Julia Lee Barclay On … Apocryphal Theatre
January 30, 2009
In 2004 Julia Lee Barclay formed Apocryphal Theatre, a theatre laboratory whose aim is to explore new techniques in the creation of experimental theatre. The company’s latest project, Besides, You Lose Your Soul, appears at the Camden People’s Theatre from 11 February - 1 March and will use a text written by Barclay which the company will manipulate to create a new performance, combining photography, music, dance and visual art to present every night. Barclay told us a little more about the influences behind the play, and what we can expect as audience members.
In a concluding statement in an interview with the New Yorker a U.S. Army General said that torturing people wasn’t a good idea because you don’t get accurate information and “besides, you lose your soul.” This statement and indeed the whole interview haunted me for years.
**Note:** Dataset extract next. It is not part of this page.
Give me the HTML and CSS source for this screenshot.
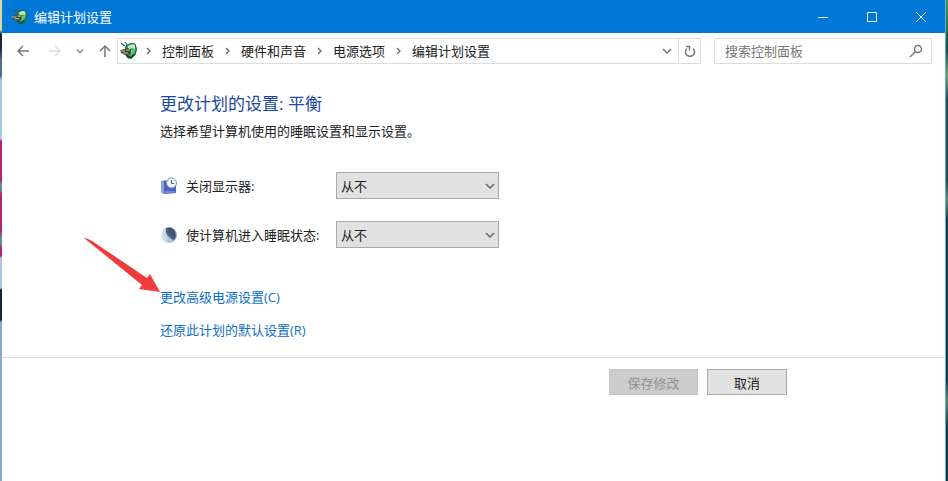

I am an American so the whole advent of torture as somehow justifiable seemed like such a betrayal of the Constitution and the fact it was being normaled so horrible, and then this interview appeared in 2005, and felt like a breath of fresh air (and fresh horror).
I knew I wanted to write about it but wasn’t sure how. Then I attended a lecture a couple years later by Hans-Thies Lehmann (a German dramaturg who wrote a seminal book Postdramatic Theatre) which included the insight that the individual soul was a Western concept and then the whole piece fell into place. I yanked out all my old books from my first year at university when I studied ‘Western Civilization’ (something I have since found out is not taught in the same way here), where we spent the whole year reading the classics from the Greeks up to about late 19th Century in literature, history and philosophy. This was before the idea that the canon could be radically questioned had yet taken hold, so there was no idea that we should question the choices of books. I spread them out in front of me and was shocked to confront the most obvious thing: no women. Anywhere.
So, the text I wrote is a conversation, an argument, a dialogue, a colloquy between these three poles: why are we torturing people? where does the soul come from in Western Civilisation and have we lost it? and where are all the women?
The next step in creating our performances is that members of Apocryphal, who have been working together in an experimental theatre lab and on shows for close to 5 years, look at this text (which is not written like a traditional play but is more like a word collage, in this case with a lot of philosophical arguments and quotations thrown into the mix) and we see how we can use the techniques we have been developing to somehow embody this text. There is no one style in that each member comes from different performance training and/or entirely different disciplines. We do not attempt to resolve differences but instead enhance them. Each performer/artist/musician must confront the text bringing herself to bear against it. It is this attempt to accept and embrace conflicting strategies, even as we work to create a common language to understand them that is the central paradox of any ‘style’ we may have.
In this show, we will have varying configurations of artists each night, with only two people (Bill Aitchison, performance artist and Birthe Jorgensen, visual artist) present at every show. There are core performers, Zoe Bouras and Rachel Ellis who, like Bill and Birthe will have developed personal scores through the piece over a rehearsal period, and there will also be special guests, artists who have worked with us over the years who will come into performances with maybe one or two rehearsals at the most, improvising with the core group to create a kind of theatrical event which works almost like a jazz jam.
When an audience member comes to our show they can expect to sit amidst lots and lots of books, mostly pre-WW II. From within that rubble of Western Civilsation, they will see some combination of performers, artists and musicians work their way through a question which overrides the whole project: where is and what happened to the soul? They can expect to be invited to join us in this search and hopefully be moved in some way they can’t quite place and maybe have never experienced before. And, hopefully, even though the subject can at times be weighty, laugh at the absurdity of the search, which is no less necessary for being absurd.
When creating a show of this kind, the final act of creating is obviously in the performance itself, as a writer and director does this excite you or does it terrify you?
Both, in equal measure!
Why do you think that it is important to develop experimental theatre techniques?
Two primary reasons: first, there needs to be as much precision and craft in experimental work as there is in more mainstream work. Our work may not appear precise or crafted on the first level, but if you watch it closely, and understand that our aesthetic is a rough one on purpose, you will see there is a lot of precision within and between the performer- artists.
Second, these techniques create a language between us as artists which make improvising and creating on the level that we do possible. Aside from the specificity of the work, we have developed over time a kind of subconscious awareness of each other that deepens the work over time.
However, we also bring in new people at different intervals so that the work and the group does not get stagnant. One of the special guests, in the first week of the show, for instance, is Fred Backus, a New Yorker who worked with me in the first labs in the 90s. He has worked with Bill but not with anyone else in the Apocryphal lab. This experiment will show how techniques begun in one place can re-locate in another context with a different group of people.
Also exciting and terrifying in equal measure!